◆ **Requirement**
Can you transcribe every line exactly and leave the pictures behind?
──────── Data segment
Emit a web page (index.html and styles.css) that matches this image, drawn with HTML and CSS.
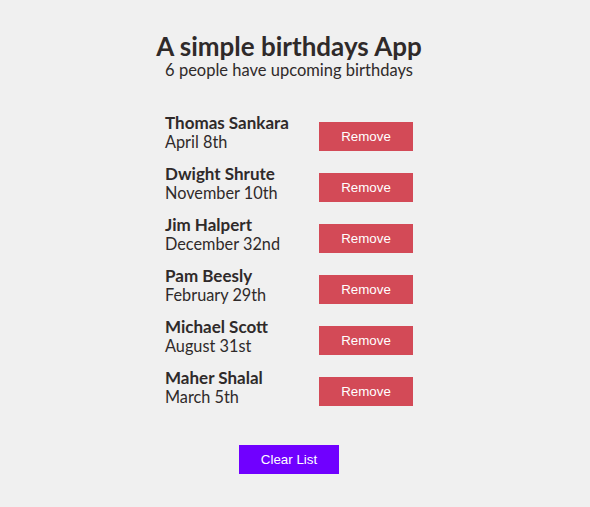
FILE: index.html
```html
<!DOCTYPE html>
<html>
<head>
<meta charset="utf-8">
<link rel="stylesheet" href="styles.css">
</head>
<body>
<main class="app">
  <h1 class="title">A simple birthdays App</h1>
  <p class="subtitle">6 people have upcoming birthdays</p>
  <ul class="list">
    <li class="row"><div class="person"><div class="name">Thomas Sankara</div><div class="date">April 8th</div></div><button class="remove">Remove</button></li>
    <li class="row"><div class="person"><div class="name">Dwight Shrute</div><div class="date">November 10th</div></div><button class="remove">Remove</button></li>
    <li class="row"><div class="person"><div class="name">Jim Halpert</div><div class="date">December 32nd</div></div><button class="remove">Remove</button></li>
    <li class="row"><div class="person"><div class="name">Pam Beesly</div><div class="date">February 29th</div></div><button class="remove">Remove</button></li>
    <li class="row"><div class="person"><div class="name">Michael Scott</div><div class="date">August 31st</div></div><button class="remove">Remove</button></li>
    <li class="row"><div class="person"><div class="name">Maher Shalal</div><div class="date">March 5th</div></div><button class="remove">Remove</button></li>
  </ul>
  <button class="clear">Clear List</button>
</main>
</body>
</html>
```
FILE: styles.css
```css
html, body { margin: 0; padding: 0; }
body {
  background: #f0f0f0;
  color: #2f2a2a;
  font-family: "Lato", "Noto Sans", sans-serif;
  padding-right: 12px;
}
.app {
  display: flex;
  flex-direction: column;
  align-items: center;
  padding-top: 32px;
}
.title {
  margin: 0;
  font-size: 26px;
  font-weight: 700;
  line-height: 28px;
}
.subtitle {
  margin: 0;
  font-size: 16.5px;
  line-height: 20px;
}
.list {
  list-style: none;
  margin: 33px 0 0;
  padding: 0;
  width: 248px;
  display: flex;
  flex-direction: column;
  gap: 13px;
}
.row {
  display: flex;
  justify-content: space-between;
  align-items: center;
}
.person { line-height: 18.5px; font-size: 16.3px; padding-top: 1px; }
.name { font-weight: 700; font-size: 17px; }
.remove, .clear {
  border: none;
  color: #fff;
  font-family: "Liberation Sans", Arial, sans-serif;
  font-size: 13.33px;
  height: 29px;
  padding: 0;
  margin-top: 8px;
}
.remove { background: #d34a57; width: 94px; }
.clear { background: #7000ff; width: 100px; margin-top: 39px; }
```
────────────────
◆ **Response to the task**
Emit a web page (index.html and styles.css) that matches this image, drawn with HTML and CSS.
FILE: index.html
```html
<!DOCTYPE html>
<html>
<head>
<meta charset="utf-8">
<link rel="stylesheet" href="styles.css">
</head>
<body>
<main class="app">
  <h1 class="title">A simple birthdays App</h1>
  <p class="subtitle">6 people have upcoming birthdays</p>
  <ul class="list">
    <li class="row"><div class="person"><div class="name">Thomas Sankara</div><div class="date">April 8th</div></div><button class="remove">Remove</button></li>
    <li class="row"><div class="person"><div class="name">Dwight Shrute</div><div class="date">November 10th</div></div><button class="remove">Remove</button></li>
    <li class="row"><div class="person"><div class="name">Jim Halpert</div><div class="date">December 32nd</div></div><button class="remove">Remove</button></li>
    <li class="row"><div class="person"><div class="name">Pam Beesly</div><div class="date">February 29th</div></div><button class="remove">Remove</button></li>
    <li class="row"><div class="person"><div class="name">Michael Scott</div><div class="date">August 31st</div></div><button class="remove">Remove</button></li>
    <li class="row"><div class="person"><div class="name">Maher Shalal</div><div class="date">March 5th</div></div><button class="remove">Remove</button></li>
  </ul>
  <button class="clear">Clear List</button>
</main>
</body>
</html>
```
FILE: styles.css
```css
html, body { margin: 0; padding: 0; }
body {
  background: #f0f0f0;
  color: #2f2a2a;
  font-family: "Lato", "Noto Sans", sans-serif;
  padding-right: 12px;
}
.app {
  display: flex;
  flex-direction: column;
  align-items: center;
  padding-top: 32px;
}
.title {
  margin: 0;
  font-size: 26px;
  font-weight: 700;
  line-height: 28px;
}
.subtitle {
  margin: 0;
  font-size: 16.5px;
  line-height: 20px;
}
.list {
  list-style: none;
  margin: 33px 0 0;
  padding: 0;
  width: 248px;
  display: flex;
  flex-direction: column;
  gap: 13px;
}
.row {
  display: flex;
  justify-content: space-between;
  align-items: center;
}
.person { line-height: 18.5px; font-size: 16.3px; padding-top: 1px; }
.name { font-weight: 700; font-size: 17px; }
.remove, .clear {
  border: none;
  color: #fff;
  font-family: "Liberation Sans", Arial, sans-serif;
  font-size: 13.33px;
  height: 29px;
  padding: 0;
  margin-top: 8px;
}
.remove { background: #d34a57; width: 94px; }
.clear { background: #7000ff; width: 100px; margin-top: 39px; }
```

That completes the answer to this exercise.